Here are some advantages to philosophy as a secondary focus which are relevant to success or failure at philosophy:

  • Less pressure to make philosophy progress. Less scary to get stuck. Got a good alternative to work on so philosophy issues can be on the back burner until you’re ready to try again, without this seeming bad.
  • Helps avoid problems like ivory tower philosopher, armchair philosopher, rationalist, theory disconnected from reality.
  • Enables problems from primary focus to drive/motivate philosophy interest, helps you care and be interested. (This works particularly well if you have strong interest in some other focus already. It would make less sense if someone was unclear on their interests or motivations, or already favored philosophy.)
  • Pursuing philosophy problems relevant to primary interest can help focus on good philosophy issues that actually matter.

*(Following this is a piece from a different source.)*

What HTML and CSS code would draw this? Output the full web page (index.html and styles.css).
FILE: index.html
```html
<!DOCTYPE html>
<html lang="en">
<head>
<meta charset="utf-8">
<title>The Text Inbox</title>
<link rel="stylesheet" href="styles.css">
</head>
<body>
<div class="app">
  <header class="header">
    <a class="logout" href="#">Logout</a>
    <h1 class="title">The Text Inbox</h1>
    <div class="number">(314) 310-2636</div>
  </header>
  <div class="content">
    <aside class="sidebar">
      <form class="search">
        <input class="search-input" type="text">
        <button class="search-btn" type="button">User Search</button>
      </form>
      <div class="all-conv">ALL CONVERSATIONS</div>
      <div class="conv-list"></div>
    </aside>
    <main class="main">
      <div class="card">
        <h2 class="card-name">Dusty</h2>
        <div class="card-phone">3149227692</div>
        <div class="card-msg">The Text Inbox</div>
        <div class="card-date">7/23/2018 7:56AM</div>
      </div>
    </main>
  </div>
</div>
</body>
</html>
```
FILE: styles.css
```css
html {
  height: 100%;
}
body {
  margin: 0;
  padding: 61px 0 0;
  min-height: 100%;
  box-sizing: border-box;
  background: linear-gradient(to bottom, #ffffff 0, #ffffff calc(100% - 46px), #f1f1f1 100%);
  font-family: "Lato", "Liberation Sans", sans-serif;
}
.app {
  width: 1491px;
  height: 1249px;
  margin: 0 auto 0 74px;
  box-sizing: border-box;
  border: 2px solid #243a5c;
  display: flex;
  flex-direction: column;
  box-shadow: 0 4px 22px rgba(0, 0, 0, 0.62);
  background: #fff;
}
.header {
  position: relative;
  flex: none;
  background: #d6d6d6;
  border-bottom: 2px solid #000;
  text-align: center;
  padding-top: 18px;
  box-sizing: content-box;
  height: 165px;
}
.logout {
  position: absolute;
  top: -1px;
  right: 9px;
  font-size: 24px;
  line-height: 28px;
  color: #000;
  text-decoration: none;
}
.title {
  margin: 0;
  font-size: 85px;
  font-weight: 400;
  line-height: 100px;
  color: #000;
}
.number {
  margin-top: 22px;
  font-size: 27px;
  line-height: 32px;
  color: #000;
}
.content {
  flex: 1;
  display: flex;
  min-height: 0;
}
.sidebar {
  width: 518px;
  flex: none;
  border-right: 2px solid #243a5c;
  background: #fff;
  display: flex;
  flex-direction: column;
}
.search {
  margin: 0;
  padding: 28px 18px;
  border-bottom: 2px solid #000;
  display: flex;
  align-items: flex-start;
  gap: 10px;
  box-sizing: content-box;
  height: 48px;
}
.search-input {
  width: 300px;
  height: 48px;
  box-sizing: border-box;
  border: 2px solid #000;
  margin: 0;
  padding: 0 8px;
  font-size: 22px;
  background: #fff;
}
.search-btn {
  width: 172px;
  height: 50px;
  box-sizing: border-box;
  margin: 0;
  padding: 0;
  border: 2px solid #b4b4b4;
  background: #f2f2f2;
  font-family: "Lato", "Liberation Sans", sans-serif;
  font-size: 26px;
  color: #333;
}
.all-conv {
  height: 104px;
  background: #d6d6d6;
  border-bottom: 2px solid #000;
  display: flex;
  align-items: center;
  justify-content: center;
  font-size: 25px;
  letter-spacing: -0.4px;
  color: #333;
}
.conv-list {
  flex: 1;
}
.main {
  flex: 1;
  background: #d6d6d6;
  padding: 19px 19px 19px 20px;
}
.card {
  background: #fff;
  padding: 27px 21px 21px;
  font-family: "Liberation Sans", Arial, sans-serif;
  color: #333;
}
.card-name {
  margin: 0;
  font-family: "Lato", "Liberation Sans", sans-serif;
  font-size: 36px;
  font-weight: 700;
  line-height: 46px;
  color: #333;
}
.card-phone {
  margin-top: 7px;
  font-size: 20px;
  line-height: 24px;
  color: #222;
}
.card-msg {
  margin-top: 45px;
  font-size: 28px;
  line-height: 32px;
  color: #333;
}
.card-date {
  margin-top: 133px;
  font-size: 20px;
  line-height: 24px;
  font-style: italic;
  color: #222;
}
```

  • Less resources for philosophy (time, mental energy, etc.).
  • More temptation to evade philosophy difficulties and retreat to your primary field.
  • Split-focus, multi-tasking, task switching (which you might also do with philosophy as primary focus and something else as secondary, but you could do just philosophy, or a more uneven split like 80%+ philosophy which would reduce switching. Whereas if philosophy is a secondary focus but you’re taking it seriously, then you have at least two significant focuses to go back and forth between.).
  • Your primary field is designed for single focus, not split focus. There will be ongoing friction.
  • The people in your primary field will be bad at philosophy, and the more you learn philosophy the more it’ll make you different than them and possibly lead to conflict. You’ll have a big incentive to get along with them, stay compatible with them, think about things in ways that are adequately similar to how they think, etc.

This is the kind of post that I think bystanders often kinda ignore and don’t learn much from, and also don’t say anything about. But you could take it as an example of how to look into an error and try to brainstorm things in a kinda similar way for some other type of error that you want to investigate.

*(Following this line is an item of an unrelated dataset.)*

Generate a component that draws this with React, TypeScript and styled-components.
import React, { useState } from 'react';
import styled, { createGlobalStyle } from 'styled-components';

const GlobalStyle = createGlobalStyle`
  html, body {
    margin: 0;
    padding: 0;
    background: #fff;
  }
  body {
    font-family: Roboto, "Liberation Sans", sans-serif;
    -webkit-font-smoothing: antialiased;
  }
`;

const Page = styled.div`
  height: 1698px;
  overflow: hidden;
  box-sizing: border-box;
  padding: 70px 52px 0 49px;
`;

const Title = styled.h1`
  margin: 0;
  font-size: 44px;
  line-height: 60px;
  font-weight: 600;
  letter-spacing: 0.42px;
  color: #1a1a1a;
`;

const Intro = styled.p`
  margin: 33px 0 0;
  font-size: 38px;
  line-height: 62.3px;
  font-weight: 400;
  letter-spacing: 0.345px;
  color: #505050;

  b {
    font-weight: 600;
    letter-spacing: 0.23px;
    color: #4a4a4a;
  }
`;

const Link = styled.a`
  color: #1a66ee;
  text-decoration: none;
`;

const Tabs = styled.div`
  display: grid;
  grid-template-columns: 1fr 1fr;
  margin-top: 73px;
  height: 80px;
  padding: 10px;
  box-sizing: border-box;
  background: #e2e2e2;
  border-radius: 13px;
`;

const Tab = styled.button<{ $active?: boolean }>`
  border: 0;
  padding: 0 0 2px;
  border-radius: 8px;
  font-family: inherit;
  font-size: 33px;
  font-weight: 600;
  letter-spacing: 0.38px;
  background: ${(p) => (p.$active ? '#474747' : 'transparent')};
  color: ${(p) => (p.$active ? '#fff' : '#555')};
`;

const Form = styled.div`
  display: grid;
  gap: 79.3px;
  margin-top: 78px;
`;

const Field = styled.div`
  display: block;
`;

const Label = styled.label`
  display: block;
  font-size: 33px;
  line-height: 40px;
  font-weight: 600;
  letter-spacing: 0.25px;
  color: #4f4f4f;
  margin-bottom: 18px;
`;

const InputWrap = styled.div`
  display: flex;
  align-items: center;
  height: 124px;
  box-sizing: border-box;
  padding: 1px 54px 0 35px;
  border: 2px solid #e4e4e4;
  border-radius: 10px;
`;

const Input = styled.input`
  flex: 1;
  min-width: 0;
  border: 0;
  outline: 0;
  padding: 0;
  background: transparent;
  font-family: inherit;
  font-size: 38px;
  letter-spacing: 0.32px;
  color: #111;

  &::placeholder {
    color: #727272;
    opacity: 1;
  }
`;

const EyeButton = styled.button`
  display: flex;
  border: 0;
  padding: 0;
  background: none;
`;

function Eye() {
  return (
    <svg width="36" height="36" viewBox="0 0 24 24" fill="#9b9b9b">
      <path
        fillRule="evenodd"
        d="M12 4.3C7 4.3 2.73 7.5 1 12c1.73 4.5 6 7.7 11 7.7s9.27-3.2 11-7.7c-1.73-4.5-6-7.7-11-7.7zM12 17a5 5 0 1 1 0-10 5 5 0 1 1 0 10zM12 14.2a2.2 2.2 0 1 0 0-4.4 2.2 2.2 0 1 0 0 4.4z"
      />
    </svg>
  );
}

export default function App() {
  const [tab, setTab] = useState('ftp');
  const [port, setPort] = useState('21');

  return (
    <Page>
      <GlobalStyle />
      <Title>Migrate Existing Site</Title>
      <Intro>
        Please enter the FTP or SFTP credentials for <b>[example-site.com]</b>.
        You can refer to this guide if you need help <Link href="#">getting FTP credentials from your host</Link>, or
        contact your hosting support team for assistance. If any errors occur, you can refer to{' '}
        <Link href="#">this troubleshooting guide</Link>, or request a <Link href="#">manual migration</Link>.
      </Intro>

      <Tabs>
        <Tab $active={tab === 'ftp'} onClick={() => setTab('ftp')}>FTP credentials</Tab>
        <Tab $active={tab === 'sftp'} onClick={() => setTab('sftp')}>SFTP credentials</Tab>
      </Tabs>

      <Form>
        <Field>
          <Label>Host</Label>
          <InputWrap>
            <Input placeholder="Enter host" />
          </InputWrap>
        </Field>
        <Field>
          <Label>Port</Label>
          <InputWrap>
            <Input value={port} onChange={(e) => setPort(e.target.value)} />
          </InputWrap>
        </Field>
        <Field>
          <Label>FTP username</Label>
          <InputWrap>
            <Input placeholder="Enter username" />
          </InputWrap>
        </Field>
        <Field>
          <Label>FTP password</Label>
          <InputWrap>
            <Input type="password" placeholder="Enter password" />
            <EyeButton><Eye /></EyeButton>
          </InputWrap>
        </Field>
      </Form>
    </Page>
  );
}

Just saw this math page and had an opinion about it. No context from the link is needed.

  • All the numbers lying on the real number line are known as real numbers
  • All the real numbers greater than zero are positive real numbers
  • 25 is a real number

From the above statements, we can say that if the first two statements are true then the third one is definitely true.

What are your thoughts?

Here was my reasoning for saying that arithmetic is not a bottleneck issue for me:

For exams, I basically decide what grade I’m going to get by increasing or decreasing the amount of material I study. I don’t do this quantitatively, but I meet all my goals with respect to grades. Doesn’t this show that my bottleneck is my willingness to study?

For everything else in my career (right now at least), the main issue I seem to be facing is that I don’t know wtf to work on, and it’s very hard to see how arithmetic errors could possibly be the root cause of something like that.

A context where it sounds like arithmetic errors could potentially be a bottleneck issue for me is if I get into another situation where I need to do a whole bunch of long 30 page calculations by hand, since the main problem here is the amount of time it takes me to do them. But that’s not an issue I’m facing right now.

I wasn’t thinking about bottlenecks for getting good grades or test scores (or choosing what to work on). I was thinking about the issue of understanding math and physics well. I think arithmetic errors (or their underlying causes) could be important for that.


I guess the very first thing I’d start with is defining the sine, cosine, and tangent functions.

What definitions would you give?

I’d say

sin(theta) = length(opposite side) / length(hypotenuse)
cos(theta) = length(adjacent side) / length(hypotenuse)
tan(theta) = length(opposite side) / length(adjacent side)

I’d then have to justify my claim that these functions I’ve defined only depend on theta

Something that jumps out at me is that the first two statements don’t actually imply the third on their own because we need to know that 25 > 0.

I’m pretty sure you’re misreading it.

oh LOL oops. I did misread it. You got me.

The second statement is unnecessary.

Maybe it’s established context that 25 is “lying on the real number line,” and so the deduction of 3 from 1 could be valid, but this is a really stupid example because why would anyone define what the real number line is before you define what a real number is?

Yeah. I wouldn’t grant them an established context. I’d say the second is irrelevant and the first does not imply the third. So it’s really bad!

Could you edit one of the bullet points to make it correct?

Okay, I agree in theory that such things could be bottlenecks for understanding mathematics and physics well.

But I only see it as being relevant for like, people for whom learning physics is too hard and they give up. And maybe one of the reasons why it’s too hard for them is that they make too many errors. (edit: too many arithmetic errors*)

In my own case, I don’t think there aren’t any fundamental obstacles to me learning a new piece of physics if I want to learn it. I don’t think I’ve failed to learn things that I’ve wanted to learn in physics. Maybe arithmetic could be a bottleneck if my goal was like, “learn X in one day”?

Lol sure:

  • False
  • All the real numbers greater than zero are positive real numbers
  • 25 is a real number

From the above statements, we can say that if the first two statements are true then the third one is definitely true.

Are you maybe not that interested? Should I not bother with this?